Most of the time plumbers are not fortunate to be on site when main footing are formed & poured , so you either get a decent builder who puts in a block-out where the main drain is going to exit, or a not so decent builder who puts it in the wrong spot or none at all.
In that case we usually tunnel under the footing or coredrill depending on the depth of the footing.
& to your 30x60 example---- we start our plumbing at the fixed point for example a bathroom at the far end is a fixed highpoint good average is the start of I-E (invert elevation) to be 1' below finish slab & grade down 1/4" per foot to the exit point of the building
Now if this passes an interior footing putting rigid foam in the form ( giving yourself a couple of inches of play is nice too) for a block out works well.

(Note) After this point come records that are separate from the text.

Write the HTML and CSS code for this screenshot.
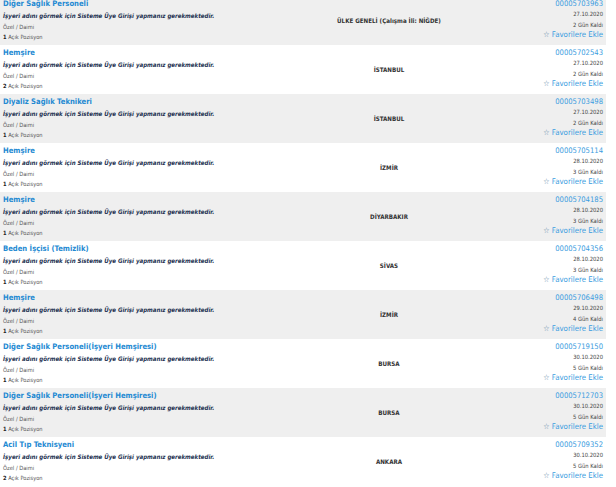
FILE: index.html
```html
<!DOCTYPE html>
<html lang="tr">
<head>
  <meta charset="UTF-8" />
  <meta name="viewport" content="width=device-width, initial-scale=1" />
  <title>İş İlanları</title>
  <link rel="stylesheet" href="styles.css">
</head>
<body>
  <div class="list">
    <div class="row">
      <div class="info">
        <a class="title" href="#">Diğer Sağlık Personeli</a>
        <div class="company">İşyeri adını görmek için Sisteme Üye Girişi yapmanız gerekmektedir.</div>
        <div class="type">Özel / Daimi</div>
        <div class="count"><b>1</b> Açık Pozisyon</div>
      </div>
      <div class="city">ÜLKE GENELİ (Çalışma İli: NİĞDE)</div>
      <div class="meta">
        <a class="no" href="#">00005703963</a>
        <div class="date">27.10.2020</div>
        <div class="days">2 Gün Kaldı</div>
        <a class="fav" href="#"><span class="star">☆</span> Favorilere Ekle</a>
      </div>
    </div>

    <div class="row">
      <div class="info">
        <a class="title" href="#">Hemşire</a>
        <div class="company">İşyeri adını görmek için Sisteme Üye Girişi yapmanız gerekmektedir.</div>
        <div class="type">Özel / Daimi</div>
        <div class="count"><b>2</b> Açık Pozisyon</div>
      </div>
      <div class="city">İSTANBUL</div>
      <div class="meta">
        <a class="no" href="#">00005702543</a>
        <div class="date">27.10.2020</div>
        <div class="days">2 Gün Kaldı</div>
        <a class="fav" href="#"><span class="star">☆</span> Favorilere Ekle</a>
      </div>
    </div>

    <div class="row">
      <div class="info">
        <a class="title" href="#">Diyaliz Sağlık Teknikeri</a>
        <div class="company">İşyeri adını görmek için Sisteme Üye Girişi yapmanız gerekmektedir.</div>
        <div class="type">Özel / Daimi</div>
        <div class="count"><b>1</b> Açık Pozisyon</div>
      </div>
      <div class="city">İSTANBUL</div>
      <div class="meta">
        <a class="no" href="#">00005703498</a>
        <div class="date">27.10.2020</div>
        <div class="days">2 Gün Kaldı</div>
        <a class="fav" href="#"><span class="star">☆</span> Favorilere Ekle</a>
      </div>
    </div>

    <div class="row">
      <div class="info">
        <a class="title" href="#">Hemşire</a>
        <div class="company">İşyeri adını görmek için Sisteme Üye Girişi yapmanız gerekmektedir.</div>
        <div class="type">Özel / Daimi</div>
        <div class="count"><b>1</b> Açık Pozisyon</div>
      </div>
      <div class="city">İZMİR</div>
      <div class="meta">
        <a class="no" href="#">00005705114</a>
        <div class="date">28.10.2020</div>
        <div class="days">3 Gün Kaldı</div>
        <a class="fav" href="#"><span class="star">☆</span> Favorilere Ekle</a>
      </div>
    </div>

    <div class="row">
      <div class="info">
        <a class="title" href="#">Hemşire</a>
        <div class="company">İşyeri adını görmek için Sisteme Üye Girişi yapmanız gerekmektedir.</div>
        <div class="type">Özel / Daimi</div>
        <div class="count"><b>1</b> Açık Pozisyon</div>
      </div>
      <div class="city">DİYARBAKIR</div>
      <div class="meta">
        <a class="no" href="#">00005704185</a>
        <div class="date">28.10.2020</div>
        <div class="days">3 Gün Kaldı</div>
        <a class="fav" href="#"><span class="star">☆</span> Favorilere Ekle</a>
      </div>
    </div>

    <div class="row">
      <div class="info">
        <a class="title" href="#">Beden İşçisi (Temizlik)</a>
        <div class="company">İşyeri adını görmek için Sisteme Üye Girişi yapmanız gerekmektedir.</div>
        <div class="type">Özel / Daimi</div>
        <div class="count"><b>1</b> Açık Pozisyon</div>
      </div>
      <div class="city">SİVAS</div>
      <div class="meta">
        <a class="no" href="#">00005704356</a>
        <div class="date">28.10.2020</div>
        <div class="days">3 Gün Kaldı</div>
        <a class="fav" href="#"><span class="star">☆</span> Favorilere Ekle</a>
      </div>
    </div>

    <div class="row">
      <div class="info">
        <a class="title" href="#">Hemşire</a>
        <div class="company">İşyeri adını görmek için Sisteme Üye Girişi yapmanız gerekmektedir.</div>
        <div class="type">Özel / Daimi</div>
        <div class="count"><b>1</b> Açık Pozisyon</div>
      </div>
      <div class="city">İZMİR</div>
      <div class="meta">
        <a class="no" href="#">00005706498</a>
        <div class="date">29.10.2020</div>
        <div class="days">4 Gün Kaldı</div>
        <a class="fav" href="#"><span class="star">☆</span> Favorilere Ekle</a>
      </div>
    </div>

    <div class="row">
      <div class="info">
        <a class="title" href="#">Diğer Sağlık Personeli(İşyeri Hemşiresi)</a>
        <div class="company">İşyeri adını görmek için Sisteme Üye Girişi yapmanız gerekmektedir.</div>
        <div class="type">Özel / Daimi</div>
        <div class="count"><b>1</b> Açık Pozisyon</div>
      </div>
      <div class="city">BURSA</div>
      <div class="meta">
        <a class="no" href="#">00005719150</a>
        <div class="date">30.10.2020</div>
        <div class="days">5 Gün Kaldı</div>
        <a class="fav" href="#"><span class="star">☆</span> Favorilere Ekle</a>
      </div>
    </div>

    <div class="row">
      <div class="info">
        <a class="title" href="#">Diğer Sağlık Personeli(İşyeri Hemşiresi)</a>
        <div class="company">İşyeri adını görmek için Sisteme Üye Girişi yapmanız gerekmektedir.</div>
        <div class="type">Özel / Daimi</div>
        <div class="count"><b>1</b> Açık Pozisyon</div>
      </div>
      <div class="city">BURSA</div>
      <div class="meta">
        <a class="no" href="#">00005712703</a>
        <div class="date">30.10.2020</div>
        <div class="days">5 Gün Kaldı</div>
        <a class="fav" href="#"><span class="star">☆</span> Favorilere Ekle</a>
      </div>
    </div>

    <div class="row">
      <div class="info">
        <a class="title" href="#">Acil Tıp Teknisyeni</a>
        <div class="company">İşyeri adını görmek için Sisteme Üye Girişi yapmanız gerekmektedir.</div>
        <div class="type">Özel / Daimi</div>
        <div class="count"><b>2</b> Açık Pozisyon</div>
      </div>
      <div class="city">ANKARA</div>
      <div class="meta">
        <a class="no" href="#">00005709352</a>
        <div class="date">30.10.2020</div>
        <div class="days">5 Gün Kaldı</div>
        <a class="fav" href="#"><span class="star">☆</span> Favorilere Ekle</a>
      </div>
    </div>
  </div>
</body>
</html>
```

FILE: styles.css
```css
body {
  font-family: "DejaVu Sans Condensed", "DejaVu Sans", sans-serif;
  font-stretch: condensed;
  background: #fff;
  margin: 0;
  padding: 0;
  overflow: hidden;
}
a {
  text-decoration: none;
}
.list {
  width: 606px;
  margin-top: -4px;
}
.row {
  display: grid;
  grid-template-columns: 300px 178px 1fr;
  height: 49px;
  box-sizing: border-box;
  background: #fff;
}
.row:nth-child(odd) {
  background: #efefef;
}
.info {
  padding: 2px 0 0 3px;
}
.title {
  display: block;
  font-size: 7.6px;
  line-height: 12px;
  font-weight: bold;
  color: #2389d2;
}
.company {
  font-size: 6.1px;
  line-height: 12px;
  font-weight: bold;
  font-style: italic;
  color: #223050;
}
.type, .count {
  font-size: 5.7px;
  line-height: 10px;
  color: #555;
}
.count b {
  color: #222;
}
.city {
  align-self: center;
  text-align: center;
  font-size: 6.2px;
  font-weight: bold;
  color: #333;
}
.meta {
  padding: 2px 3px 0 0;
  text-align: right;
}
.no {
  display: block;
  font-size: 7.6px;
  line-height: 11px;
  color: #3a9ce0;
}
.date, .days {
  font-size: 5.8px;
  line-height: 10.5px;
  color: #444;
}
.fav {
  display: block;
  font-size: 7.8px;
  line-height: 10px;
  color: #3a9ce0;
}
.star {
  color: #5a86a8;
}
```
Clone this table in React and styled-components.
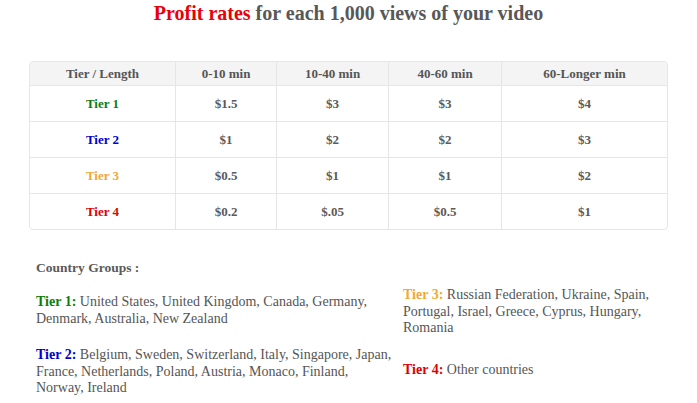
import React from "react";
import styled, { createGlobalStyle } from "styled-components";

const GlobalStyle = createGlobalStyle`
  html, body {
    margin: 0;
    padding: 0;
    background: #fff;
  }
  body {
    font-family: "Liberation Serif", "Times New Roman", serif;
    color: #555;
  }
`;

const TIER_COLORS = {
  1: "#0a800a",
  2: "#0000cc",
  3: "#f3a833",
  4: "#e00000",
};

const columns = [
  { label: "Tier / Length", width: 145 },
  { label: "0-10 min", width: 100 },
  { label: "10-40 min", width: 111 },
  { label: "40-60 min", width: 112 },
  { label: "60-Longer min", width: 165 },
];

const rates = [
  { tier: 1, values: ["$1.5", "$3", "$3", "$4"] },
  { tier: 2, values: ["$1", "$2", "$2", "$3"] },
  { tier: 3, values: ["$0.5", "$1", "$1", "$2"] },
  { tier: 4, values: ["$0.2", "$.05", "$0.5", "$1"] },
];

const Page = styled.div`
  width: 697px;
  padding: 0 29px;
  box-sizing: border-box;
`;

const Title = styled.h2`
  margin: 1px 0 0;
  font-size: 20px;
  line-height: 24px;
  font-weight: bold;
  text-align: center;
  color: #585858;
`;

const Accent = styled.span`
  color: #e8000b;
`;

const RateTable = styled.table`
  margin-top: 36px;
  width: 639px;
  table-layout: fixed;
  border-collapse: separate;
  border-spacing: 0;
  border: 1px solid #e6e6e6;
  border-radius: 4px;
  overflow: hidden;
  font-size: 13px;
  font-weight: bold;
`;

const HeadCell = styled.th`
  width: ${(p) => p.$w}px;
  height: 23px;
  padding: 0;
  background: #f4f4f4;
  color: #555;
  text-align: center;
  font-weight: bold;
  border-left: ${(p) => (p.$first ? "none" : "1px solid #e6e6e6")};
`;

const Cell = styled.td`
  height: 35px;
  padding: 0;
  text-align: center;
  color: ${(p) => p.$color || "#5a5a5a"};
  border-top: 1px solid #e6e6e6;
  border-left: ${(p) => (p.$first ? "none" : "1px solid #e6e6e6")};
`;

const Groups = styled.section`
  padding: 30px 0 0 7px;
  font-size: 14px;
  line-height: 16.5px;
`;

const GroupsHeading = styled.h4`
  margin: 0;
  font-size: 13.5px;
  line-height: 16px;
  font-weight: bold;
  color: #5a5a5a;
`;

const GroupsGrid = styled.div`
  display: grid;
  grid-template-columns: 360px 1fr;
  column-gap: 7px;
`;

const GroupColumn = styled.div`
  display: flex;
  flex-direction: column;
  gap: ${(p) => p.$gap}px;
  padding-top: ${(p) => p.$top}px;
`;

const GroupText = styled.p`
  margin: 0;
  color: #555;
`;

const TierLabel = styled.b`
  color: ${(p) => TIER_COLORS[p.$tier]};
`;

const Group = ({ tier, children }) => (
  <GroupText>
    <TierLabel $tier={tier}>Tier {tier}:</TierLabel> {children}
  </GroupText>
);

export default function App() {
  return (
    <Page>
      <GlobalStyle />
      <Title>
        <Accent>Profit rates</Accent> for each 1,000 views of your video
      </Title>

      <RateTable>
        <thead>
          <tr>
            {columns.map((c, i) => (
              <HeadCell key={c.label} $w={c.width} $first={i === 0}>
                {c.label}
              </HeadCell>
            ))}
          </tr>
        </thead>
        <tbody>
          {rates.map((r) => (
            <tr key={r.tier}>
              <Cell $first $color={TIER_COLORS[r.tier]}>
                Tier {r.tier}
              </Cell>
              {r.values.map((v, i) => (
                <Cell key={i}>{v}</Cell>
              ))}
            </tr>
          ))}
        </tbody>
      </RateTable>

      <Groups>
        <GroupsHeading>Country Groups :</GroupsHeading>
        <GroupsGrid>
          <GroupColumn $top={18} $gap={20}>
            <Group tier={1}>
              United States, United Kingdom, Canada, Germany, Denmark,
              Australia, New Zealand
            </Group>
            <Group tier={2}>
              Belgium, Sweden, Switzerland, Italy, Singapore, Japan, France,
              Netherlands, Poland, Austria, Monaco, Finland, Norway, Ireland
            </Group>
          </GroupColumn>
          <GroupColumn $top={11} $gap={25}>
            <Group tier={3}>
              Russian Federation, Ukraine, Spain, Portugal, Israel, Greece,
              Cyprus, Hungary, Romania
            </Group>
            <Group tier={4}>Other countries</Group>
          </GroupColumn>
        </GroupsGrid>
      </Groups>
    </Page>
  );
}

If it is deeper than the footing you can run pipe first backfill & compact or tunnel later.
Sometimes you have a fixed low point of connection then we start there & grade up to the farthest fixture same principal as before just starting at the other end. this is where 1/4" per foot can run you out of a slab sometimes ------ You can run 4" & larger pipe 1/8" per foot but you have to get inspectors permission first
I have never been denied this when the math says you have to put a toilet on a 1' riser of concrete to get that 1/4" per foot grade.
Hope this helps ya.
Yeah I thought bubble wrap was different too when the northwest president of IAPMO told me I could use it when I was out of rubitex.
But when I do use it I wrap it a couple of times so I can remove some for more movement if needed.
& when doing tubs I put in a block out like others have posted.